Blepyrus. Our clothes, what of them?

Praxagora. You have plenty in store, when these are worn out, we will weave you some more.

BL. Just one other thing. If an action they bring, what funds will be mine for discharging the fine? You won’t pay it out of the stores, I opine.

PR. A fine to be paid when such an action they bring! Why bless you, our people won’t know such a thing as an action.

BL. No actions! I feel a misgiving. Pray, what are “our people” to do for a living?

Chremes. You are right: there are many will rue it.

PR. No doubt. But what can one then bring as an action about?

BL. There are reasons in plenty; I’ll just mention one. If a debtor won’t pay you, pray what’s to be done?

PR. If a debtor won’t pay! Nay, but tell me, my friend, how the creditor came by the money to lend? All money, I thought, to the stores had been brought. I’ve got a suspicion, I say it with grief, your creditor’s surely a bit of a thief.

CHR. Now that is an answer acute and befitting.

BL. But what if a man should be fined for committing some common assault, when elated with wine; pray what are his means for discharging the fine? I have posed you, I think.

PR. Why, his victuals and drink will be stopped by command for awhile; and I guess that he will not again in a hurry transgress, when he pays with his stomach.

BL. Will thieves be unknown?

PR. Why, how should they steal what is partly their own?

BL. No chance then to meet at night in the street some highwayman coming our cloaks to abstract?

PR. No, not if you’re sleeping at home; nor, in fact, though you choose to go out. That trade, why pursue it? There’s plenty for all; but suppose him do it, Don’t fight and resist him; what need of a pother? You can go into the stores, and they’ll give you another.

BL. Shall we gambling forsake?

PR. Why, what could you stake?

BL. But what is the style of our living to be?

PR. One common to all, independent and free, all bars and partitions forever undone, all private establishments fused into one.

In Brave New World, Bernard Marx’s inability to assimilate to emotion-distancing social norms, the Savage’s horror at the coldness of modern day society, and Helmholtz’ intelligence and constant hunger for knowledge all culminate in a meeting with the Controller Mustapha Mond himself. The powerful leader patiently explains to them all how the rules of their society have come about out of what he claims to be strict necessity and decades of careful social reform.
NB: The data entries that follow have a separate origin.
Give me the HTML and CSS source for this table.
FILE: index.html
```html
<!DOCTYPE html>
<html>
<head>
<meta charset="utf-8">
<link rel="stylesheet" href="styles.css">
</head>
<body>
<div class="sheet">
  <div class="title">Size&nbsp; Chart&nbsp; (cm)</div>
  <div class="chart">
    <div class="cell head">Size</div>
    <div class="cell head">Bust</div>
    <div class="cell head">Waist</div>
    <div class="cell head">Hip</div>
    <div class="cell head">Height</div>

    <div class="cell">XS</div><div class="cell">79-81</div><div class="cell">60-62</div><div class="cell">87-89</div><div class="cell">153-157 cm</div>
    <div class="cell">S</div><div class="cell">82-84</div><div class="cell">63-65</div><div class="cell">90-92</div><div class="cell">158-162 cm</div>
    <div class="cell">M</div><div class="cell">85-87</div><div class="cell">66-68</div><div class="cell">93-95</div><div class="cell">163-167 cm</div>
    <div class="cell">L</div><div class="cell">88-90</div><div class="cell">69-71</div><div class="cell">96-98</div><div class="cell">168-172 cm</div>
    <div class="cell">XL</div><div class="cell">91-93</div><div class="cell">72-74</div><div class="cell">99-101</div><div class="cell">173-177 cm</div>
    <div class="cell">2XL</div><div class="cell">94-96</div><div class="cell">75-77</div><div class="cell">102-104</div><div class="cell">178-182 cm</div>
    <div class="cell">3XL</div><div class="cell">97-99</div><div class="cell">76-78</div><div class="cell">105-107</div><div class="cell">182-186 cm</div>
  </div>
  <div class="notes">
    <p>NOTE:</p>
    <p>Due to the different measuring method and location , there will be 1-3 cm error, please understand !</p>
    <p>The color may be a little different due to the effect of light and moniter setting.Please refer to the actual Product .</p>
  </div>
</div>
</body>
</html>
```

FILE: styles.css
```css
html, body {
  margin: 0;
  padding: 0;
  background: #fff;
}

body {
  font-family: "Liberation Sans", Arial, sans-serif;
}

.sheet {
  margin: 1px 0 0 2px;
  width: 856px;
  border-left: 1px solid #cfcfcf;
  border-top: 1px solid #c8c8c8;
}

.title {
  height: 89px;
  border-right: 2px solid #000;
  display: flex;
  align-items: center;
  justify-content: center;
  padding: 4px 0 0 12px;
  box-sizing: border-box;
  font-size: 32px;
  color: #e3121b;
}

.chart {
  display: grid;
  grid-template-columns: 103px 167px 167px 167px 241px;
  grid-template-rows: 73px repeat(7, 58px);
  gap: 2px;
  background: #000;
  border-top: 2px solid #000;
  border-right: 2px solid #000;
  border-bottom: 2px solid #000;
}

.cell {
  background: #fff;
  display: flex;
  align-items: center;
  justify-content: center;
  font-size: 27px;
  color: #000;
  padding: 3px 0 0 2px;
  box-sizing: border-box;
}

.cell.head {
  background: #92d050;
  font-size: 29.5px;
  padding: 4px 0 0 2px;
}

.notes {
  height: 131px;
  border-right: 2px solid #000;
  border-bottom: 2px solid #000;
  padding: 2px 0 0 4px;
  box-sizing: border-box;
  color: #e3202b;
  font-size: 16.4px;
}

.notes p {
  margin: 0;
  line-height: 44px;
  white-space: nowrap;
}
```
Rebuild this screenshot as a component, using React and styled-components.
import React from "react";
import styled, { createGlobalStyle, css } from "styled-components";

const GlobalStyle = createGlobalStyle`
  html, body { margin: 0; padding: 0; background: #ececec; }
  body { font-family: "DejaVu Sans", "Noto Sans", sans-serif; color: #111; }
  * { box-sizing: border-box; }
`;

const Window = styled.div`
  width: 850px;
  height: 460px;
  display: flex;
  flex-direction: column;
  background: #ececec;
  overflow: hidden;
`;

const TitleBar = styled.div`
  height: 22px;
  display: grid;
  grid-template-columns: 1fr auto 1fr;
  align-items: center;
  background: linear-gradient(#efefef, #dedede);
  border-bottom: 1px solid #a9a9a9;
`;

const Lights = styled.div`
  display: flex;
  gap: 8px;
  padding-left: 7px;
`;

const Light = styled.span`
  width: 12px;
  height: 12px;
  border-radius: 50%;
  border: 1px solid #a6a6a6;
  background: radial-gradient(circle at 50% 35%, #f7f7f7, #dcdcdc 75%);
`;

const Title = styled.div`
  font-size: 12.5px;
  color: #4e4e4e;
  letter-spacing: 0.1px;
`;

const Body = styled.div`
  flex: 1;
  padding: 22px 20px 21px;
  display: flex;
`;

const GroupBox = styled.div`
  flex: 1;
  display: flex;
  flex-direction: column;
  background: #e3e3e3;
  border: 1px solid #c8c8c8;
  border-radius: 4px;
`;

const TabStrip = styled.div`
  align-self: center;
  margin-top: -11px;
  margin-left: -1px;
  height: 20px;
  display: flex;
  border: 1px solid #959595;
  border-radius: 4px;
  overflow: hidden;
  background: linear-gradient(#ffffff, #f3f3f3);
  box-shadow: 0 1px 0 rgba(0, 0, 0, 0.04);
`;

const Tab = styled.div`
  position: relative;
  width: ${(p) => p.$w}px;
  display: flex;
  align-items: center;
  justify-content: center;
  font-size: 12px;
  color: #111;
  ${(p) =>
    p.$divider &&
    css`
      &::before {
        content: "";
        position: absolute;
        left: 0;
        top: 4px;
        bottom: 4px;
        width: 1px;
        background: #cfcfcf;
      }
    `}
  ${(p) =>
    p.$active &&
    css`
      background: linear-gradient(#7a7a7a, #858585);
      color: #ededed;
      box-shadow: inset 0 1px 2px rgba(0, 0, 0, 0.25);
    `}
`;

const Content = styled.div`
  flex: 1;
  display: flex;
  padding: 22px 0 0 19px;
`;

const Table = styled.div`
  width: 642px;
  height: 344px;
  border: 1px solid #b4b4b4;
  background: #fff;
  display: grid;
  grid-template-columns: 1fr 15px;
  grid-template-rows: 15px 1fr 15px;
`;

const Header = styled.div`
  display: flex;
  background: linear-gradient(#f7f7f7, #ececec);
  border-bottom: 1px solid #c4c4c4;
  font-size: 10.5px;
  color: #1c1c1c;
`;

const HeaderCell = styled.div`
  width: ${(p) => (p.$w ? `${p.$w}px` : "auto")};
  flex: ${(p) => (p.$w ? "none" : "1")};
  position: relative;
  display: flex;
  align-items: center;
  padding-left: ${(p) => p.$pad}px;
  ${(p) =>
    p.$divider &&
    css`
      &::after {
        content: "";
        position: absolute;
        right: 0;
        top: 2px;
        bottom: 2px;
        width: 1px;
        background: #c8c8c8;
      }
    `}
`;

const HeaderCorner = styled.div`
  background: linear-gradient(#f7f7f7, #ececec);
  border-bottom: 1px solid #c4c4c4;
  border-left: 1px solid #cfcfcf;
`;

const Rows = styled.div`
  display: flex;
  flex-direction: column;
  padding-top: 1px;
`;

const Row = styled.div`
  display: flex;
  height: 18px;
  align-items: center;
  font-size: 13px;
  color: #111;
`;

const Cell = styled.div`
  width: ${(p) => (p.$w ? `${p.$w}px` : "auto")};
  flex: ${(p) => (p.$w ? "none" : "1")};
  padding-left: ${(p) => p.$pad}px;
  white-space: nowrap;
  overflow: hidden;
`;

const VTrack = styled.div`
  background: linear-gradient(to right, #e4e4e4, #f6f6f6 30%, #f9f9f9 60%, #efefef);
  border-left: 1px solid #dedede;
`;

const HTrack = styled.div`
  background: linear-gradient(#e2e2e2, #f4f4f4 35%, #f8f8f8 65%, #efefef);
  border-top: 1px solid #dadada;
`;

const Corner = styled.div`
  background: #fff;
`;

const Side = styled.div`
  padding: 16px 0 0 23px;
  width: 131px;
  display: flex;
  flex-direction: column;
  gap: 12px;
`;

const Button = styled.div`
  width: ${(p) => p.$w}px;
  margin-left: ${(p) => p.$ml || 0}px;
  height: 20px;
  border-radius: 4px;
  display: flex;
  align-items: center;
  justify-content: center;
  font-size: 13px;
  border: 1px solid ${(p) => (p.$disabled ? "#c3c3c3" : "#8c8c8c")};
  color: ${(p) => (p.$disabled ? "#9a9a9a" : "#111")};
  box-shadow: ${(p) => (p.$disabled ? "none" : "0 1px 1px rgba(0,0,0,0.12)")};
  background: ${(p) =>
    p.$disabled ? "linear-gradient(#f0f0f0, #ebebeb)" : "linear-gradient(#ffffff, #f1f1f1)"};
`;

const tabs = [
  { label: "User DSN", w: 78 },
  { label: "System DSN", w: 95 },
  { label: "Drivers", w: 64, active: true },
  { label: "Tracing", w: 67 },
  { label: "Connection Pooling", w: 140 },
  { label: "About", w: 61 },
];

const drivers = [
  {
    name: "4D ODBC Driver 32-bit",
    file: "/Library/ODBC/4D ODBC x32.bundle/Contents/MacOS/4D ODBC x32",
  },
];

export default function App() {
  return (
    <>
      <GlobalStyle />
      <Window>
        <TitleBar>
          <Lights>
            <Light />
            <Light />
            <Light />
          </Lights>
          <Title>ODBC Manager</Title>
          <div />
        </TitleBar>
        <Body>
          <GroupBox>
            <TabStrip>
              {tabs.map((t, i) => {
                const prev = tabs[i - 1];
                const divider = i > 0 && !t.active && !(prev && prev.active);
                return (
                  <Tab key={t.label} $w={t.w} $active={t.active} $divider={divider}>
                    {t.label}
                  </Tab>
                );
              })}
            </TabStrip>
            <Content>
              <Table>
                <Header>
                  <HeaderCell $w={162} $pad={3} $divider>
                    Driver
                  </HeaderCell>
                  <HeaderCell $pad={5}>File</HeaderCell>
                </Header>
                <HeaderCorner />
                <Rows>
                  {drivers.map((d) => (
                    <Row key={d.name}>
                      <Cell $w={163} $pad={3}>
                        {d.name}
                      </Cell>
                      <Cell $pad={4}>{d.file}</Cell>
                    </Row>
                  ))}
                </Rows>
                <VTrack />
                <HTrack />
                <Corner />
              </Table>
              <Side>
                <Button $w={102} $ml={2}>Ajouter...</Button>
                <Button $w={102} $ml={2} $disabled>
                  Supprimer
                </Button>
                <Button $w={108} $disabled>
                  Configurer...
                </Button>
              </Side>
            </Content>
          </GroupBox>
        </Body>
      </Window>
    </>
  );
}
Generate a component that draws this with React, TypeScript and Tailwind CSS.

This excerpt from their discussion is somewhat a contradiction, as Mustapha Mond speaks of stability and the complete removal of any form of social instability, but the society actually owes it’s very existence to an artificial distancing of men and women of differing classes.

“… our world is not the same as Othello’s world. You can’t make flivvers without steel–and you can’t make tragedies without social instability. The world’s stable now. People are happy; they get what they want, and they never want what they can’t get. They’re well off; they’re safe; they’re never ill; they’re not afraid of death; they’re blissfully ignorant of passion and old age; they’re plagued with no mothers or father; they’ve got no wives, or children, or lovers to feel strongly about; they’re so conditioned that they practically can’t help behaving as they ought to behave. And if anything should go wrong, there’s soma…”

The Savage was silent for a little. “All the same,” he insisted obstinately, “Othello’s good, Othello’s better than those feelies.”

“Of course it is,” the Controller agreed. “But that’s the price we have to pay for stability. You’ve got to choose between happiness and what people used to call high art. We’ve sacrificed the high art. We have the feelies and the scent organ instead.”